Possible side effects that I can think of : 

  • Heat
  • Light (and other electromagnetic radiation)
  • Sound and other compression/vibration waves through matter
  • Magnetic fields?
  • Gravitational fields
  • Matter particles emitted into the atmosphere, bodies of water, and/or land
  • Alpha and Beta radiation as byproducts of nuclear processes.

The question is how do you resolve disputes over side effects.  For example, with the air quality issue, it's not that the particles are in the air that generates the property issue, the air is not realistically ownable.  Put it in a jar if you want to own it.  However, if I breathe in and suffer damage due to the side effects of those particles, then I would reasonably have a tort claim.

So, to repeat your question : 

"what would a libertarian answer to someone who said that air is a public good and therefore needs to be protected...?"
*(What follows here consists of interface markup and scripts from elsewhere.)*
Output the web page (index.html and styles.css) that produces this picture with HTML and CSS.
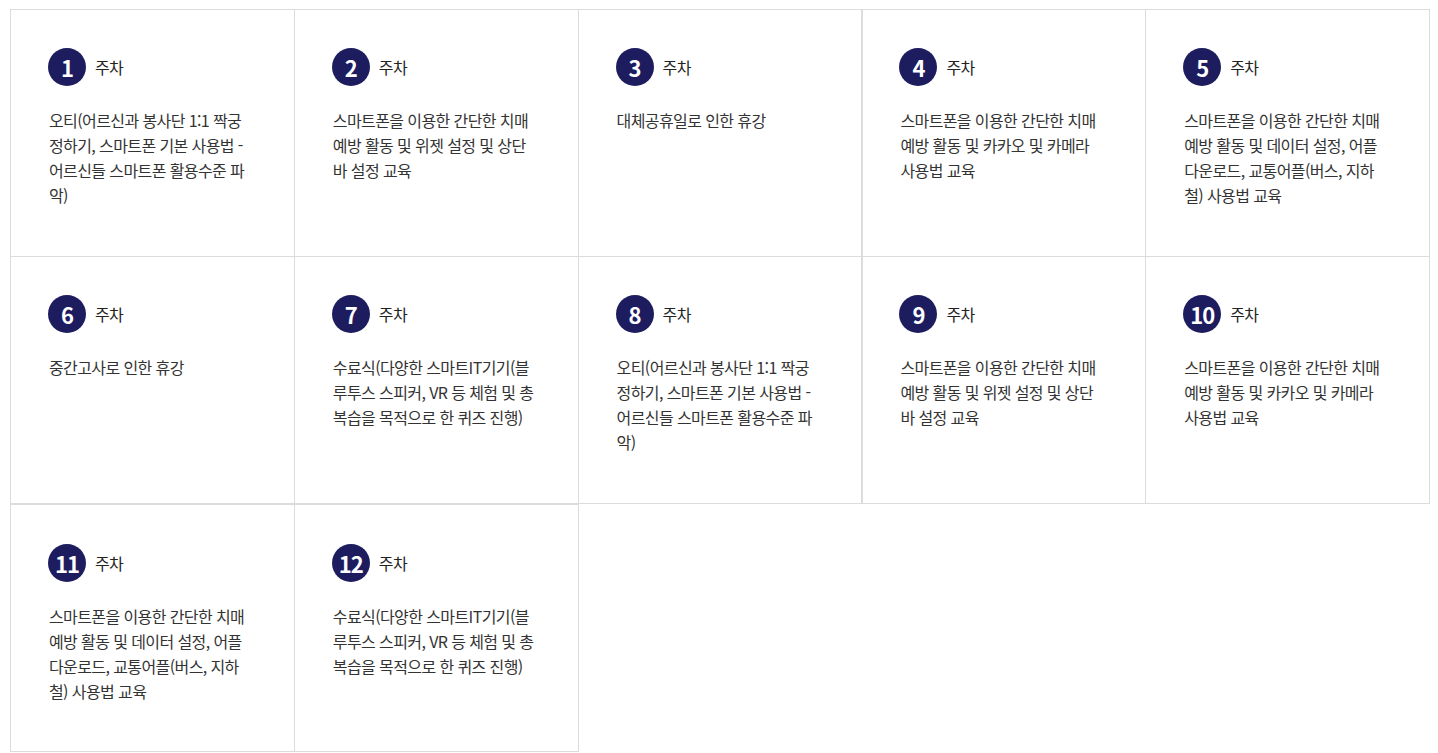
FILE: index.html
```html
<!DOCTYPE html>
<html lang="ko">
<head>
<meta charset="utf-8">
<title>주차별 교육</title>
<link rel="stylesheet" href="styles.css">
</head>
<body>
<ul class="weeks">
  <li class="week"><div class="week-head"><span class="num">1</span><span class="label">주차</span></div><p class="desc">오티(어르신과 봉사단 1:1 짝궁 정하기, 스마트폰 기본 사용법 - 어르신들 스마트폰 활용수준 파악)</p></li>
  <li class="week"><div class="week-head"><span class="num">2</span><span class="label">주차</span></div><p class="desc">스마트폰을 이용한 간단한 치매 예방 활동 및 위젯 설정 및 상단바 설정 교육</p></li>
  <li class="week"><div class="week-head"><span class="num">3</span><span class="label">주차</span></div><p class="desc">대체공휴일로 인한 휴강</p></li>
  <li class="week"><div class="week-head"><span class="num">4</span><span class="label">주차</span></div><p class="desc">스마트폰을 이용한 간단한 치매 예방 활동 및 카카오 및 카메라 사용법 교육</p></li>
  <li class="week"><div class="week-head"><span class="num">5</span><span class="label">주차</span></div><p class="desc">스마트폰을 이용한 간단한 치매 예방 활동 및 데이터 설정, 어플 다운로드, 교통어플(버스, 지하철) 사용법 교육</p></li>
  <li class="week"><div class="week-head"><span class="num">6</span><span class="label">주차</span></div><p class="desc">중간고사로 인한 휴강</p></li>
  <li class="week"><div class="week-head"><span class="num">7</span><span class="label">주차</span></div><p class="desc">수료식(다양한 스마트IT기기(블루투스 스피커, VR 등 체험 및 총복습을 목적으로 한 퀴즈 진행)</p></li>
  <li class="week"><div class="week-head"><span class="num">8</span><span class="label">주차</span></div><p class="desc">오티(어르신과 봉사단 1:1 짝궁 정하기, 스마트폰 기본 사용법 - 어르신들 스마트폰 활용수준 파악)</p></li>
  <li class="week"><div class="week-head"><span class="num">9</span><span class="label">주차</span></div><p class="desc">스마트폰을 이용한 간단한 치매 예방 활동 및 위젯 설정 및 상단바 설정 교육</p></li>
  <li class="week"><div class="week-head"><span class="num">10</span><span class="label">주차</span></div><p class="desc">스마트폰을 이용한 간단한 치매 예방 활동 및 카카오 및 카메라 사용법 교육</p></li>
  <li class="week"><div class="week-head"><span class="num">11</span><span class="label">주차</span></div><p class="desc">스마트폰을 이용한 간단한 치매 예방 활동 및 데이터 설정, 어플 다운로드, 교통어플(버스, 지하철) 사용법 교육</p></li>
  <li class="week"><div class="week-head"><span class="num">12</span><span class="label">주차</span></div><p class="desc">수료식(다양한 스마트IT기기(블루투스 스피커, VR 등 체험 및 총복습을 목적으로 한 퀴즈 진행)</p></li>
</ul>
</body>
</html>
```
FILE: styles.css
```css
html, body {
  margin: 0;
  padding: 0;
  background: #fff;
}
body {
  font-family: "Noto Sans CJK KR", "Noto Sans", sans-serif;
  color: #333;
}
.weeks {
  list-style: none;
  margin: 9px 0 0 10px;
  padding: 0;
  width: 1420px;
  display: grid;
  grid-template-columns: repeat(5, 1fr);
  grid-template-rows: 247px 247px 248px;
  border-top: 1px solid #dcdcdc;
  border-left: 1px solid #dcdcdc;
  box-sizing: border-box;
}
.week {
  box-sizing: border-box;
  border-right: 1px solid #dcdcdc;
  border-bottom: 1px solid #dcdcdc;
  padding: 38px 42px 0 37px;
}
.week:nth-child(5n+4) {
  border-left: 1px solid #dcdcdc;
  padding-left: 36px;
}
.week:nth-child(n+11) {
  border-top: 1px solid #dcdcdc;
  padding-top: 39px;
}
.week-head {
  display: flex;
  align-items: center;
  gap: 9px;
  height: 38px;
}
.num {
  width: 38px;
  height: 38px;
  border-radius: 50%;
  background: #1d1c5f;
  color: #fff;
  font-weight: 700;
  font-size: 22px;
  letter-spacing: -1px;
  display: flex;
  align-items: center;
  justify-content: center;
  flex: none;
}
.label {
  font-size: 16px;
  letter-spacing: -0.6px;
  color: #222;
}
.desc {
  margin: 22px 0 0 1px;
  font-size: 16px;
  letter-spacing: -0.6px;
  line-height: 25px;
  color: #333;
}
```
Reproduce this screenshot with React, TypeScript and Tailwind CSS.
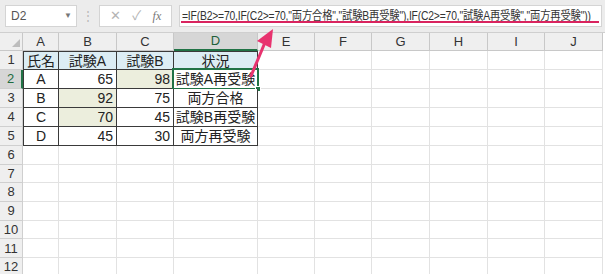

Tort law does this.  There are property right violations in the pollution, we don't need to have someone own the air.  We need people held responsible for the side effects they create in other's property.  Government created the pollution problem, because private/civil law was prevented from dealing with the problem in a direct fashion.  So, now you have a large problem that again "requires" government intervention to solve it.

This represents the cycle of government intervention:

  • A problem occurs in the social order
  • Private courts begin to resolve the issue through tort * NOTE : this will take a number of years to settle out.
  • A private interest with a large amount of capital becomes impatient or dissatisfied with the solutions emerging in the courts.
  • The private interest seeks interference from some other political entity.
  • This new interference cannot and does not account for the negative side effects of the new solution
  • These negative side effects build up, and we're back at the beginning.

In modern democratic societies, we're dumped private tort courts.  They're now government owned and we call them civil courts.  It's a travesty.  We go straight from problem to legislation and government interference, always guaranteed to generate new problems for the government to solve.  Crisis and Leviathan is the book that explains this cycle now.